Interestingly, Paul Weitz’s brother Chris (co-director of About a Boy) was responsible for the award-nominated A Better Life (2011), a movie dealing with the travails of an immigrant family in Los Angeles. The latter film, as well as Being Flynn, Margin Call (2011), the as-yet-unreleased Think of Me (2011) and perhaps The Company Men (2010) might qualify as initial efforts, in the wake of the 2008 financial collapse, to treat the social crisis in the US.

These works are all tentative, somewhat cautious and not necessarily earthshaking. American filmmakers in significant numbers have not concerned themselves with important social questions for decades. That the directors of even the more admirable films are still hedging their bets somewhat, and, moreover, feel a certain distance from their material, helps account for the ongoing awkwardness and timidity of their films, qualities one also feels in Being Flynn.

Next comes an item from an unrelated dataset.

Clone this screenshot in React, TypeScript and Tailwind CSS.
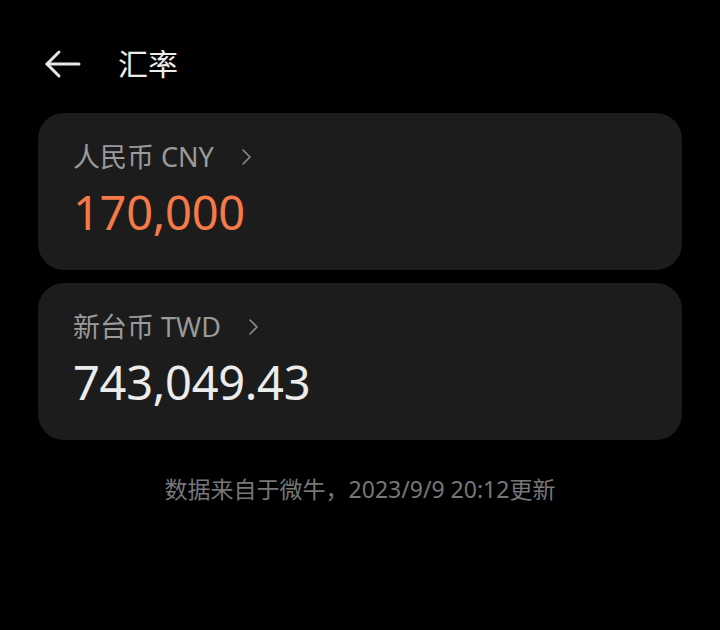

In these movies, social breakdown is present, but other components of a personal character are still given equal or even greater weight. There is continuing nervousness about being labeled a ‘social realist’ filmmaker. Critics latch onto this, and it often enables them to avoid commenting on the harsh social facts in front of their faces.

No one is asking that the artist produce a didactic, propaganda piece. However, by not wrestling forthrightly with the social calamity, the filmmaker, inadvertently or semi-consciously, is accommodating him-or herself to upper middle-class public opinion. Nonetheless, as Being Flynn demonstrates, reality is pushing its way in through the door. This is a welcome development.